Adaptive randomization: motivation and issues


Randomized controlled trials (or randomized comparative trials) are the gold standard for scientific inference in medicine. However, not all RCTs have balanced randomization ratios, i.e. patients may not be equally likely to be randomized to each treatment. Motivations for unbalancing the randomization ratio may include giving a promising treatment rather than the control to the majority of the trial participants, which is often considered ethically desirable.

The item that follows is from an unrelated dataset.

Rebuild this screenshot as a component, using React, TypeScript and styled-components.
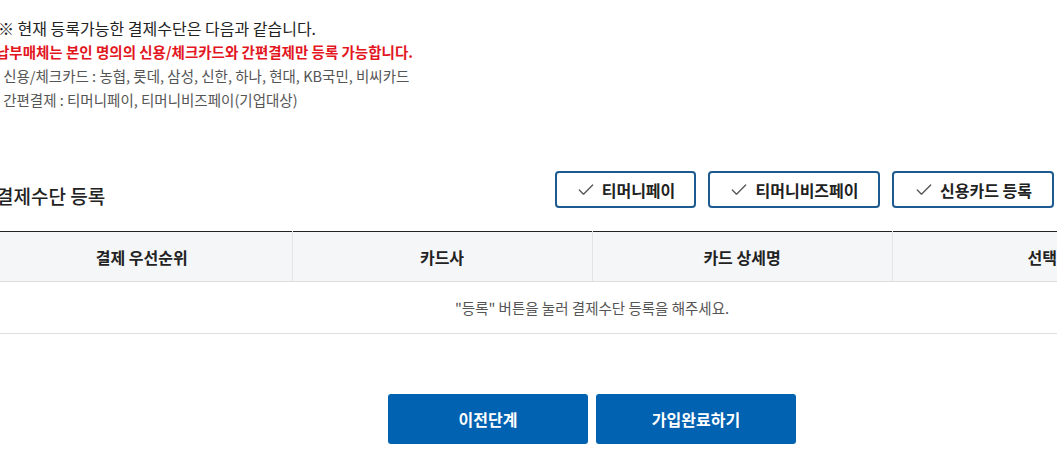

However if there are two treatments and neither is known to be more promising than the other, adaptive randomization (AR) techniques are sometimes used to unbalance the randomization ratio as information about the treatments accumulates. One intuitive Bayesian approach to AR is Thompson sampling, which randomizes patients to each treatment with probability equal to the posterior probability that the treatment maximizes the expected benefit. A modification of Thompson sampling is to shrink the randomization probabilities toward 1/2 (or 1/k for k treatments).

A competing method to AR is the group sequential (GS) trial, which has balanced randomization and stops the trial early at one of the pre-specified interim points if it is clear that one treatment is superior. Group sequential trials don’t try to randomize more patients to the superior treatment, but rather ends randomization as soon as possible so that future patients may be given the superior treatment.

A recent paper by Thall, Fox, and Wathen pits AR (both shrunken and unshrunken) against GS, with some disappointing results for AR. Their simulations yield the following results.

  1. AR causes more variability in the sample sizes of each arm than equal randomization (including GS).
  2. AR can have an unacceptably high probability of assigning significantly more patients to the inferior treatment.
  3. AR substantially biases the treatment effect estimator.
  4. AR can lead to very high type I error rates.
  5. AR has much less power to detect treatment effects than GS for a given type I error rate.

More details, including a discussion of parameter drift (a situation in which the prognosis changes over time but not the comparative treatment effect, exacerbating points 3 and 4), are discussed in Thall et al., and it’s quite an accessible and interesting read.